眠りながら歩きたい ver.3

映画、ドラマ、小説、漫画などの感想や、心に移りゆくよしなしごとについて書きます。

『バイロケーション』をみる


脚本・監督は安里麻里

原作小説は(法条遥)ずいぶん前に買っていたのだが、読まないまま、映画を先にみた。

もうひとりの自分という恐怖の対象が襲ってくる脅威に、どう対処、撃退すればいいのか…。生きのびるために集まってきた面々は、だが、何か後ろ暗いところを皆隠している。バイロケと闘う映画だと思っていると、実はそうなんだけど、それだけではなく…。

滝藤賢一↑演じる左遷された刑事、登場時の、水川あさみをみる表情も普通ではないのだが、彼のバイロケの恐ろしさはなかなか強烈。男がほぼ無抵抗の女性をボッコボコに殴りつけるという描写は、ありそうで意外とないのではないかと思ったのは、ここでの水川あさみに対する拳の連打がむちゃくちゃ怖いから。こういう恐怖を映画をみていて感じたことはないんじゃないか。男が男から殴られるというのは普通にみるし、相当バイオレントなことになっても割と受け入れられると思うのだが(映画で、ですよ)、これはショッキングな描写だったな。滝藤刑事の物凄い笑い顔はやりすぎて普通なら笑ってしまうところだが、煙のように消えていくところにその顔が重なると不思議と恐怖の方が強く、いやな気持ちが残るのもいい。後半にある人物が白昼に刺殺されるのだが、ここも通り魔による凶行にみえて大変凄惨で恐ろしい。安里麻里には、そういう殺伐さを描き出す力があるんだろう。今回はホラー映画だが、もしかすると実録系犯罪映画を撮るとかなりいいのではないだろうか、と想像したが、映画としても、それらの描写だけが突出した異常な映画だけに終わっておらず、ドラマがきちんと綴られている。バイロケが出現したことで、自分の内面と向き合わなくてはならない状況に追いやられ、追い詰められていく人たち…。水川あさみは、絵(画家を目指している)と、家庭(夫)との間で揺れ動く不安定な状態にあり、バイロケによってさらに生活が恐怖に浸食されていく。夫の浅利陽介がひたすらやさしい人物であることで、水川あさみの混乱、戸惑い、慄きが際立つ。二役の表情の違いも終盤ではっきりと演じ分けてみせ、なかなか。気付くこと、受け入れること、それが出来る人と出来ない人、出来ても道を誤ってしまう人…。誰にとっても決して他人事ではない身近な心理的葛藤のついてのドラマなので、怖がらせだけの映画になっていないのだった。ホラー映画の不気味さと、ごくごく普通の人たちの日常の中の葛藤がいい按配で混じりあう。ラストシーンのある意味そっけないほどの描写が切なくも美しい。

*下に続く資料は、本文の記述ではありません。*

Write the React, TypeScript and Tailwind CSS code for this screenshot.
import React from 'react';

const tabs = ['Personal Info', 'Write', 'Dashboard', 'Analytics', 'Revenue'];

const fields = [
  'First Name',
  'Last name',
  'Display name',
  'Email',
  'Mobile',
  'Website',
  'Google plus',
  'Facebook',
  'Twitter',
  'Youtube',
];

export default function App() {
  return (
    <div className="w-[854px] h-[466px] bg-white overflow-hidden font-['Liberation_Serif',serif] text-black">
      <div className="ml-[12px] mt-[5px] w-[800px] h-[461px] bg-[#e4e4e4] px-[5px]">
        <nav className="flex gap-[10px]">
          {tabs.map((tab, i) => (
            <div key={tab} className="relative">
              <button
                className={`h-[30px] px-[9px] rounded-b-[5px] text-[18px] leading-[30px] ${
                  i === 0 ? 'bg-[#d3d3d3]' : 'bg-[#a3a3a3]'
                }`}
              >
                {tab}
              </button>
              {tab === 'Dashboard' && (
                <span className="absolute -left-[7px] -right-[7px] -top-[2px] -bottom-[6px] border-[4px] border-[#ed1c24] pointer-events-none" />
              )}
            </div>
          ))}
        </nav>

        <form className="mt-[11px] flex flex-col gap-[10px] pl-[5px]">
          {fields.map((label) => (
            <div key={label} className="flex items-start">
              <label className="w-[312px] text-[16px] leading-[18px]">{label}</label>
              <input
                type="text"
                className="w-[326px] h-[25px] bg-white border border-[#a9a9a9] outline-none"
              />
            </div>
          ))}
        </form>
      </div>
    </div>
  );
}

ホラー映画としては、あまり怖がらせ方が上手ではなく、びっくりさせるタイミングも甘いので、珍しく一度も飛び上がることがない。が、これはわざとではないのか。撮影においても、カメラをあまり動かさず、カットもあまり割らないのも、騒々しさを避けた感じがあり、ホラーよりもミステリとして、またドラマとして見せなければならない要素が強く、そちらをじっくり描くと、こけおどしのような描写が邪魔になると考えたからではないか、とも思えるのだが。終盤の展開は、微妙におかしく感じていた描写の違和感が氷解していく面白さがあり、ミステリ映画と呼んでいいカタルシスがある。『ルームメイト』同様、表向きのパッケージの奥にはミステリ魂がたっぷりつまっているので、その手のものが好きな人には見逃してほしくない。